--Washington Pass is being cleared and may open Memorial Day Weekend, but with daily avalanches, WSDOT is having to work twice as hard, clearing areas more than once. To read more, click here.
--Our condolences go out to Tucker Taffe's family and friends. While ascending on skis up Mount Rainier with three friends, Tucker took a 100-150 foot fatal crevasse fall. It wasn't until the skier behind him found a ski and realized what had happened. The team was unroped. To read more, click here.
--California state parks officials announced Friday that the budget deficit would cause closure of 70 state parks next year. In January, Governor Brown issued a budget proposal that reduced spending on state parks by $11 million this fiscal year and $22 million next year, when the parks will start to shut down. To read more, click here.
--Utah's Zion National Park officials are planning to burn about 50 acres to control invasive wild grasses. The prescribed burns will help restore an ecosystem that helps native grasses grow. Those native grasses are more fire-resistant and better suited to the environment in the park. To read more, click here.
--A Mountain Trip team had an accident near the summit ridge of Denali. A rope team of one guide and three clients fell near the ridge, and one of the climbers sustained a broken leg. While the guide worked to secure the injured climber in a bivy sack at 19, 500 feet, the two other climbers began the descent. One climber never made it back to high camp and died. To read more, click here, here and here.
--A second Denali fatality happened on Monday. An Italian climber who tumbled to his death on North America's highest mountain was not using ropes and snow anchors as advised on a deceptively dangerous section of trail on Mount McKinley, a ranger said Tuesday. To read more, click here and here.
--A Nepalese Sherpa on Wednesday broke his own record for most climbs of Mount Everest by scaling the world's tallest peak for the 21st time. To read more, click here.
--A Japanese climber who became ill while attempting to scale Mount Everest died just several hundred feet (meters) from the summit, a Nepalese official said Friday. To read more, click here.
-- Long-time Roseville, CA coach and former construction company owner Rick Hitch died Sunday while climbing at the 23,000 foot level of Mt. Everest. Hitch had climbed the highest peaks on six continents and was trying to climb Mt. Everest to complete all seven peaks, known as the Seven Summits. To read more, click here.
-- Altitude sickness killed an 82-year-old former Nepalese foreign minister who died this week attempting to become the oldest person to climb Mount Everest. Shailendra Kumar Upadhyaya died on Monday afternoon, just hours after arriving at camp one in his record attempt. To read more, click here.
Notes from All Over:
-- New Zealand's winter season is kicking off and Mrs. Betty Main, age 82, was in line on Tuesday to reviece her free ski pass. "From 75 you don't have to pay.
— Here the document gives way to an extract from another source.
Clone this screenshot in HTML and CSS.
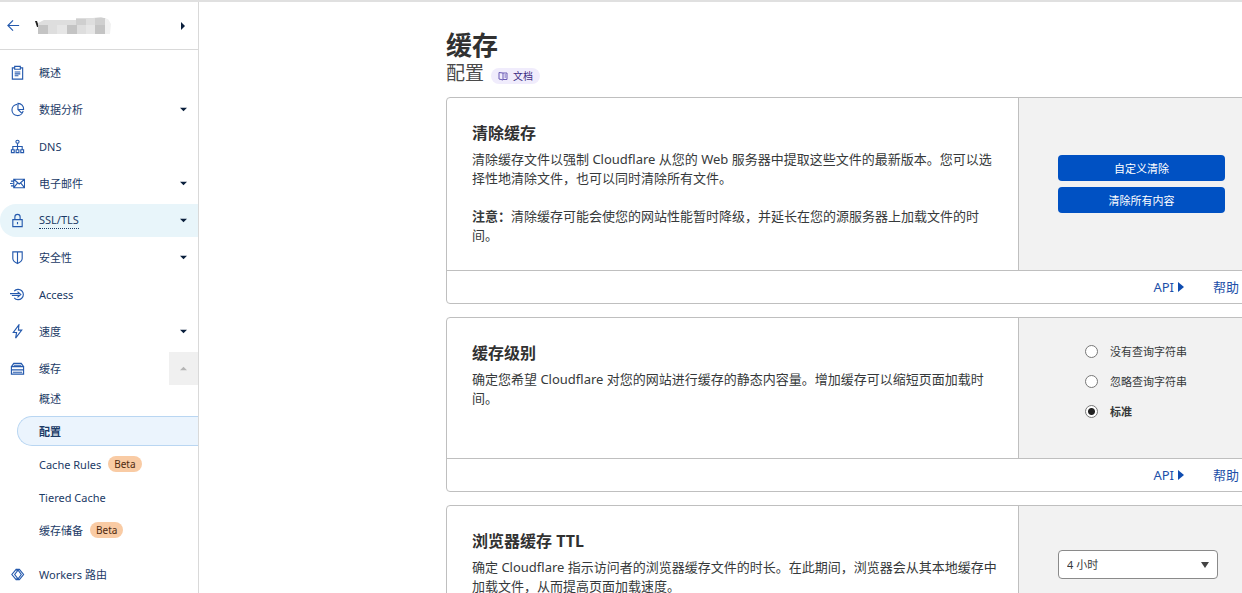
FILE: index.html
```html
<!DOCTYPE html>
<html lang="zh-CN">
<head>
<meta charset="utf-8">
<title>缓存 - 配置</title>
<link rel="stylesheet" href="styles.css">
</head>
<body>
<div class="layout">
  <aside class="sidebar">
    <div class="site">
      <a class="back" href="#" aria-label="返回"><svg class="icon" viewBox="0 0 16 16"><path d="M14 8H2M7.500 2.500 2 8l5.500 5.500"/></svg></a>
      <svg class="site-name" viewBox="0 0 78 20" aria-hidden="true">
        <path fill="#222" d="M1 5h2l1 3v3H3z"/>
        <path fill="#dedede" d="M4 7 10 4h32V2h17l8-1 6 2v15H4z"/>
        <path fill="#c4c4c4" d="M4 9h10v9H4zM33 9h10v9H33zM61 9h10v9H61z"/>
        <path fill="#cfcfcf" d="M42 3h10v6H42zM61 2h10v7H61z"/>
        <path fill="#e6e6e6" d="M23 9h10v9H23zM52 9h9v9h-9z"/>
        <path fill="#f1f1f1" d="M71 3h3l3 5-1 10h-5z"/>
      </svg>
      <button class="toggle" aria-label="切换站点"><svg class="caret" viewBox="0 0 8 8"><path d="M2 0v8l4-4z"/></svg></button>
    </div>
    <nav>
      <ul class="menu">
        <li><a class="item" href="#"><svg class="icon" viewBox="0 0 16 16"><path d="M5 3H2.500v12h11V3H11M5 1.500h6v3H5zM5 7.500h6M5 9.500h6M5 11.500h4"/></svg>概述</a></li>
        <li><a class="item" href="#"><svg class="icon" viewBox="0 0 16 16"><path d="M7.500 2.500a6 6 0 1 0 6.500 7M8.500 1.500a6 6 0 0 1 6 6.500h-6zM8.500 8l4.500 4.500"/></svg>数据分析<svg class="caret" viewBox="0 0 8 8"><path d="M0 2h8L4 6z"/></svg></a></li>
        <li><a class="item" href="#"><svg class="icon" viewBox="0 0 16 16"><circle cx="8" cy="3" r="1.700"/><path d="M8 5v6M3 11V8h10v3M1.500 11.500h3v3h-3zM6.500 11.500h3v3h-3zM11.500 11.500h3v3h-3z"/></svg>DNS</a></li>
        <li><a class="item" href="#"><svg class="icon" viewBox="0 0 16 16"><path d="M4 3.500h11.500v9H4zM4 3.500l5.800 5 5.700-5M15.500 12.500l-4-5M4 12.500l4-5M1 5.500h3M0 8h3M1 10.500h3"/></svg>电子邮件<svg class="caret" viewBox="0 0 8 8"><path d="M0 2h8L4 6z"/></svg></a></li>
        <li><a class="item item-hover" href="#"><svg class="icon" viewBox="0 0 16 16"><path d="M3 7h10v7.500H3zM5.200 7V4.300a2.800 2.800 0 0 1 5.600 0V7M8 9.500v2.500"/></svg><span class="dotted">SSL/TLS</span><svg class="caret" viewBox="0 0 8 8"><path d="M0 2h8L4 6z"/></svg></a></li>
        <li><a class="item" href="#"><svg class="icon" viewBox="0 0 16 16"><path d="M3 2h10v7c0 2.500-2 4-5 5.500C5 13 3 11.500 3 9zM8 2v12.500"/></svg>安全性<svg class="caret" viewBox="0 0 8 8"><path d="M0 2h8L4 6z"/></svg></a></li>
        <li><a class="item" href="#"><svg class="icon" viewBox="0 0 16 16"><path d="M4.500 4.500a5.500 5.500 0 1 1 0 7M0 7h10M2 9h9M8 5l3.500 3-3.500 3"/></svg>Access</a></li>
        <li><a class="item" href="#"><svg class="icon" viewBox="0 0 16 16"><path d="M9.500 1 3.500 9H7l-1 6 6.500-8.500H9z"/></svg>速度<svg class="caret" viewBox="0 0 8 8"><path d="M0 2h8L4 6z"/></svg></a></li>
        <li>
          <a class="item" href="#"><svg class="icon" viewBox="0 0 16 16"><path d="M1.500 6 4 2.500h8L14.500 6M1.500 6h13v3.500h-13zM1.500 9.500h13V14h-13zM3 12h10M4 4.500h8"/></svg>缓存<span class="collapse"><svg class="caret" viewBox="0 0 8 8"><path d="M0 6h8L4 2z"/></svg></span></a>
          <ul class="submenu">
            <li><a class="subitem" href="#">概述</a></li>
            <li><a class="subitem current" href="#">配置</a></li>
            <li><a class="subitem" href="#">Cache Rules<span class="beta">Beta</span></a></li>
            <li><a class="subitem" href="#">Tiered Cache</a></li>
            <li><a class="subitem" href="#">缓存储备<span class="beta">Beta</span></a></li>
          </ul>
        </li>
        <li><a class="item" href="#"><svg class="icon" viewBox="0 0 16 16"><path d="M6.500 2.500 2 8l4.500 5.500L8 12 5 8l3-4zM8 2.500h2L14.500 8 10 13.500H8L12 8z"/></svg>Workers 路由</a></li>
      </ul>
    </nav>
  </aside>

  <main class="main">
    <div class="content">
      <h1 class="title">缓存</h1>
      <div class="subtitle-row">
        <h2 class="subtitle">配置</h2>
        <a class="docs" href="#"><svg class="docs-icon" viewBox="0 0 10 10"><path d="M5 2v7M5 2 1 1.500v6.500l4 1M5 2h4v6.500H5M6.500 4H8M6.500 6H8"/></svg>文档</a>
      </div>

      <section class="card">
        <div class="card-body">
          <div class="card-text">
            <h3 class="card-title">清除缓存</h3>
            <p>清除缓存文件以强制 Cloudflare 从您的 Web 服务器中提取这些文件的最新版本。您可以选择性地清除文件，也可以同时清除所有文件。</p>
            <p><strong>注意：</strong>清除缓存可能会使您的网站性能暂时降级，并延长在您的源服务器上加载文件的时间。</p>
          </div>
          <div class="card-side centered">
            <button class="primary">自定义清除</button>
            <button class="primary">清除所有内容</button>
          </div>
        </div>
        <div class="card-footer">
          <a class="more" href="#">API<svg class="caret" viewBox="0 0 8 10"><path d="M1 0v10l6-5z"/></svg></a>
          <a class="more" href="#">帮助<svg class="caret" viewBox="0 0 8 10"><path d="M1 0v10l6-5z"/></svg></a>
        </div>
      </section>

      <section class="card">
        <div class="card-body">
          <div class="card-text">
            <h3 class="card-title">缓存级别</h3>
            <p>确定您希望 Cloudflare 对您的网站进行缓存的静态内容量。增加缓存可以缩短页面加载时间。</p>
          </div>
          <div class="card-side options">
            <label class="option"><input type="radio" name="level">没有查询字符串</label>
            <label class="option"><input type="radio" name="level">忽略查询字符串</label>
            <label class="option"><input type="radio" name="level" checked><span>标准</span></label>
          </div>
        </div>
        <div class="card-footer">
          <a class="more" href="#">API<svg class="caret" viewBox="0 0 8 10"><path d="M1 0v10l6-5z"/></svg></a>
          <a class="more" href="#">帮助<svg class="caret" viewBox="0 0 8 10"><path d="M1 0v10l6-5z"/></svg></a>
        </div>
      </section>

      <section class="card">
        <div class="card-body">
          <div class="card-text">
            <h3 class="card-title">浏览器缓存 TTL</h3>
            <p>确定 Cloudflare 指示访问者的浏览器缓存文件的时长。在此期间，浏览器会从其本地缓存中加载文件，从而提高页面加载速度。</p>
          </div>
          <div class="card-side">
            <div class="select">
              <select aria-label="浏览器缓存 TTL"><option>4 小时</option></select>
              <svg class="caret" viewBox="0 0 8 8"><path d="M0 1h8L4 7z"/></svg>
            </div>
          </div>
        </div>
      </section>
    </div>
  </main>
</div>
</body>
</html>
```
FILE: styles.css
```css
* { box-sizing: border-box; }
body {
  margin: 0;
  background: #fff;
  color: #36393a;
  font: 13px/19px "Noto Sans", "Noto Sans CJK SC", sans-serif;
}
h1, h2, h3, p, ul { margin: 0; padding: 0; }
ul { list-style: none; }
a { color: inherit; text-decoration: none; }
button, select, input { font: inherit; margin: 0; }

.layout {
  display: flex;
  height: 100vh;
  overflow: hidden;
  border-top: 2px solid #e0e0e0;
}
.sidebar {
  flex: none;
  width: 199px;
  border-right: 1px solid #d9d9d9;
  color: #1b3a66;
  font-size: 11px;
}
.site {
  display: flex;
  align-items: center;
  height: 48px;
  padding: 0 11px 0 6px;
  border-bottom: 1px solid #d9d9d9;
}
.back { display: flex; margin-right: 13px; }
.site-name { width: 78px; height: 20px; }
.toggle {
  display: flex;
  margin-left: auto;
  padding: 0;
  border: 0;
  background: none;
}
.icon {
  flex: none;
  width: 15px;
  height: 15px;
  fill: none;
  stroke: #2459ad;
  stroke-width: 1.2;
}
.caret { flex: none; width: 8px; height: 8px; fill: #0a1f3c; }

.menu { display: flex; flex-direction: column; gap: 4px; padding-top: 6px; }
.item {
  display: flex;
  align-items: center;
  gap: 14px;
  height: 33px;
  padding: 0 11px 0 10px;
  border-radius: 16px 0 0 16px;
}
.item > .caret { margin-left: auto; width: 7px; height: 7px; }
.item-hover { background: #e8f5fa; }
.dotted { line-height: 16px; border-bottom: 1px dotted #1b3a66; }
.collapse {
  display: flex;
  align-items: center;
  justify-content: center;
  align-self: stretch;
  width: 29px;
  margin: 0 -11px 0 auto;
  background: #f0f0f0;
}
.collapse .caret { fill: #b5b5b5; width: 7px; height: 7px; }
.submenu {
  display: flex;
  flex-direction: column;
  gap: 3px;
  margin-top: -2px;
  padding: 0 0 9px 17px;
}
.subitem {
  display: flex;
  align-items: center;
  gap: 7px;
  height: 30px;
  padding-left: 21px;
  border: 1px solid transparent;
  border-right: 0;
  border-radius: 15px 0 0 15px;
}
.current { background: #ebf4fd; border-color: #b9d6f2; font-weight: 700; }
.beta {
  padding: 0 6px;
  border-radius: 8px;
  background: #f9cba4;
  color: #4f2a10;
  font-size: 10px;
  line-height: 16px;
}

.main { flex: 1; min-width: 0; overflow: hidden; padding: 28px 0 0 247px; }
.content { min-width: 818px; }
.title { font-size: 26px; line-height: 30px; color: #313131; }
.subtitle-row { display: flex; align-items: center; gap: 7px; }
.subtitle { font-size: 19px; line-height: 26px; font-weight: 400; color: #4a4a4a; }
.docs {
  display: flex;
  align-items: center;
  gap: 5px;
  margin-top: 5px;
  padding: 0 7px;
  border-radius: 8px;
  background: #f0ecfc;
  color: #3b2a82;
  font-size: 10px;
  line-height: 16px;
}
.docs-icon { width: 10px; height: 10px; fill: none; stroke: #6a5bb5; }

.card {
  margin: 11px 0 13px;
  border: 1px solid #bfbfbf;
  border-radius: 4px;
}
.card + .card { margin-top: 0; }
.card-body { display: flex; min-height: 140px; }
.card-text { flex: 1; padding: 25px 16px 25px 25px; }
.card-text p + p { margin-top: 19px; }
.card-title { margin-bottom: 7px; font-size: 16px; line-height: 20px; color: #313131; }
.card-side {
  flex: none;
  display: flex;
  flex-direction: column;
  gap: 6px;
  width: 245px;
  padding: 44px 38px 0 39px;
  border-left: 1px solid #bfbfbf;
  background: #f2f2f2;
  font-size: 11px;
}
.centered { justify-content: center; padding-top: 0; }
.primary {
  height: 26px;
  padding: 0;
  border: 0;
  border-radius: 4px;
  background: #0051c3;
  color: #fff;
}
.options { gap: 11px; padding: 24px 0 0 66px; }
.option { display: flex; align-items: center; gap: 12px; }
.option input {
  appearance: none;
  width: 13px;
  height: 13px;
  border: 1px solid #777;
  border-radius: 50%;
  background: #fff;
}
.option input:checked { background: radial-gradient(circle, #222 3px, #fff 4px); }
.option input:checked + span { font-weight: 700; }
.select { display: grid; align-items: center; width: 160px; }
.select > * { grid-area: 1 / 1; }
.select select {
  appearance: none;
  height: 29px;
  padding: 0 8px;
  border: 1px solid #8a8a8a;
  border-radius: 4px;
  background: #fff;
  color: #36393a;
}
.select .caret { justify-self: end; margin-right: 9px; fill: #444; pointer-events: none; }

.card-footer {
  display: flex;
  justify-content: flex-end;
  gap: 28px;
  padding: 0 13px 0 0;
  border-top: 1px solid #bfbfbf;
  line-height: 32px;
  color: #1d4fa8;
}
.more { display: flex; align-items: center; gap: 3px; }
.more .caret { height: 10px; fill: #0f4cb0; }
```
It's my very favourite four-letter word beginning with F - free," Mrs Main said. To read more, click here.
-- Kim Hall and Jewel Lund know their way around mountains. Both women are skilled skiers. And yet they were no match Wednesday for a steep, icy slope. Jewel slipped and tumbled down roughly 1,000 feet. Kim tried to go to her aid and didn’t fair much better. To read more, click here.
-- Search-and-rescue teams in Carbon County (Montana) on Wednesday found four backcountry skiers who were stranded in the East Rosebud drainage Tuesday night. Jon Trapp, Carbon County Search and Rescue coordinator, said the skiers — from Canada, Italy and Idaho — used an emergency beacon at 6 p.m. Tuesday to let authorities know that they were stranded near Rimrock Lake and needed a helicopter. To read more, click here.
-- American Alpine Club Executive Director Phil Powers was seriously injured in Clear Creek Canyon near Denver, CO. After falling approximately 50 feet, Phil sustain injuries that required a helicopter evacuation. To read more, click here and here.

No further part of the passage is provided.